University- subscribed audio databases:

  • African American Song

    African American Song is the first online resource to document the history of African American music in an online music listening service. The collection contains a diverse range of genres such as jazz, blues, gospel, ragtime, folk songs, and narratives. It also includes a few spoken word recordings.
    This source currently features some 16,000 tracks of great historical recordings from Document Records. This great collection features recordings from the first half of the 20th century and includes iconic artists such as The Fisk Jubilee Singers, Memphis Minnie, Blind Willie McTell and Huddie Ledbetter. It provides a rich source of Blues and early Jazz recordings as well as a lot of sacred music.

  • American Song

    American Song is a history database that will contain 50,000 tracks that allows people to hear and feel the music from America's past. The database will include songs by and about American Indians, miners, immigrants, slaves, children, pioneers, and cowboys. Included in the database are the songs of Civil Rights, political campaigns, Prohibition, the Revolutionary War, the Civil War, anti-war protests, and more. This release includes 763 albums, equaling 12,542 tracks.

  • Classical Music Library

    Classical Music Library provides online listening to over 10,000 pieces of the classical repertoire, ranging from Medieval to contemporary, from choral works to symphonies, operas and the avante-garde.
    You can search the database by composer, performer (including ensemble and conductor), title of the piece, as well as browse by era and genre.
    Record labels whose works are included in this database include most of the contemporary recordings of EMI Classical, as well as a larger number of the important classical recording companies, such as Hyperion, Bridge, Hanssler Classic, and Vox.
    As with the Smithsonian Global Sound and the African American Song databases, faculty can create class folders that enable them to put selected recordings from these databases on their Blackboard sites for course reserves.

  • Database of Recorded American Music (DRAM)

    This source is dedicated to American music research, with over 7500 compositions in its database. It includes the archives of the New World Recordings, with musical genres from folk to opera, Native American to jazz, 19th century classical to early rock, musical theater, contemporary, and electronic music.
    DRAM also includes the recordings of Composers Recordings Inc., which specializes in contemporary composers' recordings. Other labels that are part of this rich resource include Albany, innova, Cedille, XI, Pogus, Deep Listening and Mutable.
    Alongside the high quality music streams, complete liner notes, scholarly essays, bibliographies and discographies are available for viewing on the Database. Playlists can be created by faculty to connect with their Blackboard and class web sites.

  • Smithsonian Global Sound

    Smithsonian Global Sound is produced in partnership with Smithsonian Folkways Recordings and is a virtual encyclopedia of the world's musical and aural traditions.
    It includes the published recordings owned by the Smithsonian Folkways Recordings label and the archival audio collections of Folkways Records, Cook, Dyer-Bennet, Fast Folk, Monitor, Paredon and other labels.

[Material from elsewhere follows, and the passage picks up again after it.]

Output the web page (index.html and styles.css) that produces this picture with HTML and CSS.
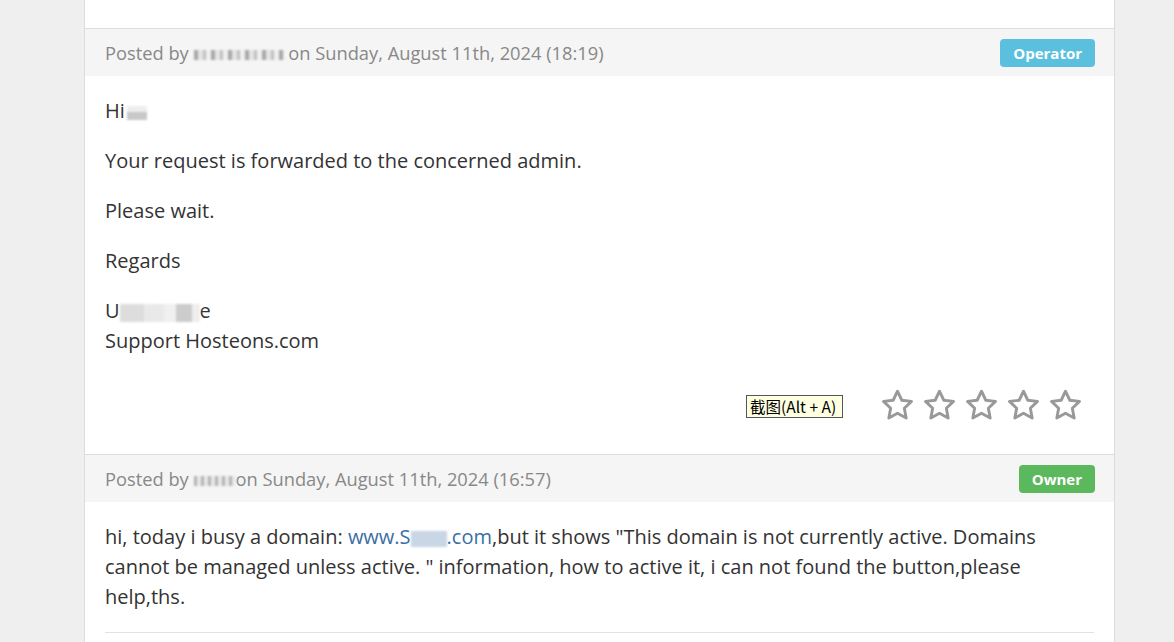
FILE: index.html
```html
<!DOCTYPE html>
<html>
<head>
<meta charset="utf-8">
<link rel="stylesheet" href="styles.css">
</head>
<body>
<div class="thread">
  <div class="prev-end"></div>

  <div class="reply">
    <div class="reply-header">
      <div class="posted">Posted by <span class="blur blur-name1"></span> on Sunday, August 11th, 2024 (18:19)</div>
      <span class="badge badge-operator">Operator</span>
    </div>
    <div class="reply-body">
      <p>Hi<span class="blur blur-hi"></span></p>
      <p>Your request is forwarded to the concerned admin.</p>
      <p>Please wait.</p>
      <p>Regards</p>
      <p>U<span class="blur blur-sig"></span>e<br>Support Hosteons.com</p>
      <div class="rating">
        <span class="tooltip">截图(Alt + A)</span>
        <div class="stars">
          <svg class="star" viewBox="0 0 24 24"><polygon points="12,2.2 14.95,8.4 21.6,9.2 16.7,13.85 17.95,20.6 12,17.3 6.05,20.6 7.3,13.85 2.4,9.2 9.05,8.4"/></svg>
          <svg class="star" viewBox="0 0 24 24"><polygon points="12,2.2 14.95,8.4 21.6,9.2 16.7,13.85 17.95,20.6 12,17.3 6.05,20.6 7.3,13.85 2.4,9.2 9.05,8.4"/></svg>
          <svg class="star" viewBox="0 0 24 24"><polygon points="12,2.2 14.95,8.4 21.6,9.2 16.7,13.85 17.95,20.6 12,17.3 6.05,20.6 7.3,13.85 2.4,9.2 9.05,8.4"/></svg>
          <svg class="star" viewBox="0 0 24 24"><polygon points="12,2.2 14.95,8.4 21.6,9.2 16.7,13.85 17.95,20.6 12,17.3 6.05,20.6 7.3,13.85 2.4,9.2 9.05,8.4"/></svg>
          <svg class="star" viewBox="0 0 24 24"><polygon points="12,2.2 14.95,8.4 21.6,9.2 16.7,13.85 17.95,20.6 12,17.3 6.05,20.6 7.3,13.85 2.4,9.2 9.05,8.4"/></svg>
        </div>
      </div>
    </div>
  </div>

  <div class="reply">
    <div class="reply-header">
      <div class="posted">Posted by <span class="blur blur-name2"></span>on Sunday, August 11th, 2024 (16:57)</div>
      <span class="badge badge-owner">Owner</span>
    </div>
    <div class="reply-body owner-body">
      <p>hi, today i busy a domain: <a href="#">www.S<span class="blur blur-link"></span>.com</a>,but it shows "This domain is not currently active. Domains cannot be managed unless active. " information, how to active it, i can not found the button,please help,ths.</p>
      <hr class="divider">
    </div>
  </div>
</div>
</body>
</html>
```

FILE: styles.css
```css
html, body {
  margin: 0;
  padding: 0;
  background: #efefef;
  font-family: "Open Sans", "Liberation Sans", sans-serif;
}

.thread {
  margin-left: 84px;
  width: 1029px;
  background: #fff;
  border-left: 1px solid #dcdcdc;
  border-right: 1px solid #dcdcdc;
  min-height: 642px;
}

.prev-end {
  height: 28px;
}

.reply {
  border-top: 1px solid #dcdcdc;
}

.reply-header {
  background: #f5f5f5;
  height: 47px;
  padding: 0 19px 0 20px;
  display: flex;
  align-items: center;
  justify-content: space-between;
}

.posted {
  color: #888;
  font-size: 18.3px;
}

.badge {
  color: #fff;
  font-weight: 700;
  font-size: 15px;
  line-height: 28px;
  height: 28px;
  padding: 0 13px;
  border-radius: 4px;
  margin-top: 1px;
}

.badge-operator { background: #5bc0de; }
.badge-owner { background: #5cb85c; }

.reply-body {
  padding: 20px 20px 20px 20px;
  color: #333;
  font-size: 20px;
  line-height: 30px;
}

.reply-body p {
  margin: 0 0 20px;
}

.owner-body {
  padding-bottom: 0;
}

.reply-body a {
  color: #3a6ea5;
  text-decoration: none;
}

.blur {
  display: inline-block;
  vertical-align: middle;
  filter: blur(1.2px);
}

.blur-name1 {
  width: 90px;
  height: 10px;
  background: repeating-linear-gradient(90deg, #888 0 4px, #ddd 4px 9px, #aaa 9px 12px, #eee 12px 17px);
  opacity: 0.7;
}

.blur-name2 {
  width: 42px;
  height: 10px;
  background: repeating-linear-gradient(90deg, #999 0 3px, #e4e4e4 3px 7px);
  opacity: 0.7;
}

.blur-hi {
  width: 20px;
  height: 14px;
  margin-left: 2px;
  background: linear-gradient(180deg, #eee 0 40%, #c8c8c8 40% 100%);
  filter: blur(1px);
}

.blur-sig {
  width: 80px;
  height: 18px;
  background: linear-gradient(90deg, #ddd 0 30%, #e9e9e9 30% 55%, #f0f0f0 55% 70%, #ccc 70% 90%, #eee 90%);
  filter: blur(1px);
}

.blur-link {
  width: 36px;
  height: 16px;
  background: #c9d6e6;
  filter: blur(1px);
}

.rating {
  position: relative;
  height: 58px;
  display: flex;
  align-items: center;
  justify-content: flex-end;
}

.stars {
  display: flex;
  gap: 7px;
  margin-right: 11px;
}

.star {
  width: 35px;
  height: 35px;
  fill: none;
  stroke: #999;
  stroke-width: 2;
  stroke-linejoin: round;
}

.tooltip {
  position: absolute;
  left: 641px;
  top: 19px;
  height: 21px;
  padding: 0 6px 0 3px;
  background: #ffffe1;
  border: 1px solid #555;
  font-family: "Noto Sans CJK SC", "Liberation Sans", sans-serif;
  font-size: 15.5px;
  line-height: 21px;
  color: #000;
}

.divider {
  border: 0;
  border-top: 1px solid #e2e2e2;
  margin: 0;
}
```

It also includes music recorded around the African continent for the International Library of African Music (ILAM) as well as material collected on the South Asian subcontinent from the Archive Research Centre for Ethnomusicology.
    The database includes resources such as speeches, sound effects, music from all over the world, classical music recordings (especially American composers) and resources for language courses.
    Searching the database can be done in a number of ways: by genre, by country, by cultural group, by language, instrument, artist, ensemble, and by album label.
    Faculty also have the option to create course folders of audio sounds, to supplement their Blackboard or course web sites. [To get an official Course Folder, please contact the music librarian (lbennett@uoregon.edu)]

Reserve Audio Listening Possibilities:

    Along with the traditional audio reserve capabilities of the Douglass Listening Room (3rd floor of the Knight Library), the UO Libraries are currently providing access to reserve audio resources through the Douglass Listening Room and the Streaming Media Services. Faculty who want to put streaming audio resources on their Blackboard sites may contact the Douglass Room supervisor (Terry McQuilkin, tmcq@uoregon.edu) to make arrangements for items owned by the Library's Douglass Listening Room to be digitized and prepared for their sites. (If the item(s) you wish to have put on reserve are from your personal collection, please let us know the bibliographic information so that we can attempt to purchase a copy for our library.)
    In addition, faculty can request a Course Folder site for sharing items from our audio databases (with the exception of DRAM)on their Blackboard sites. Requests for course folders can be addressed to Leslie Bennett (at lbennett@uoregon.edu).

Future Developments in Online Audio Resources:

    Part of the mission of the University Libraries is to track the resources available to scholars in audio technology. We will be adding resources and information to this page to assure access to these invaluable sources for research.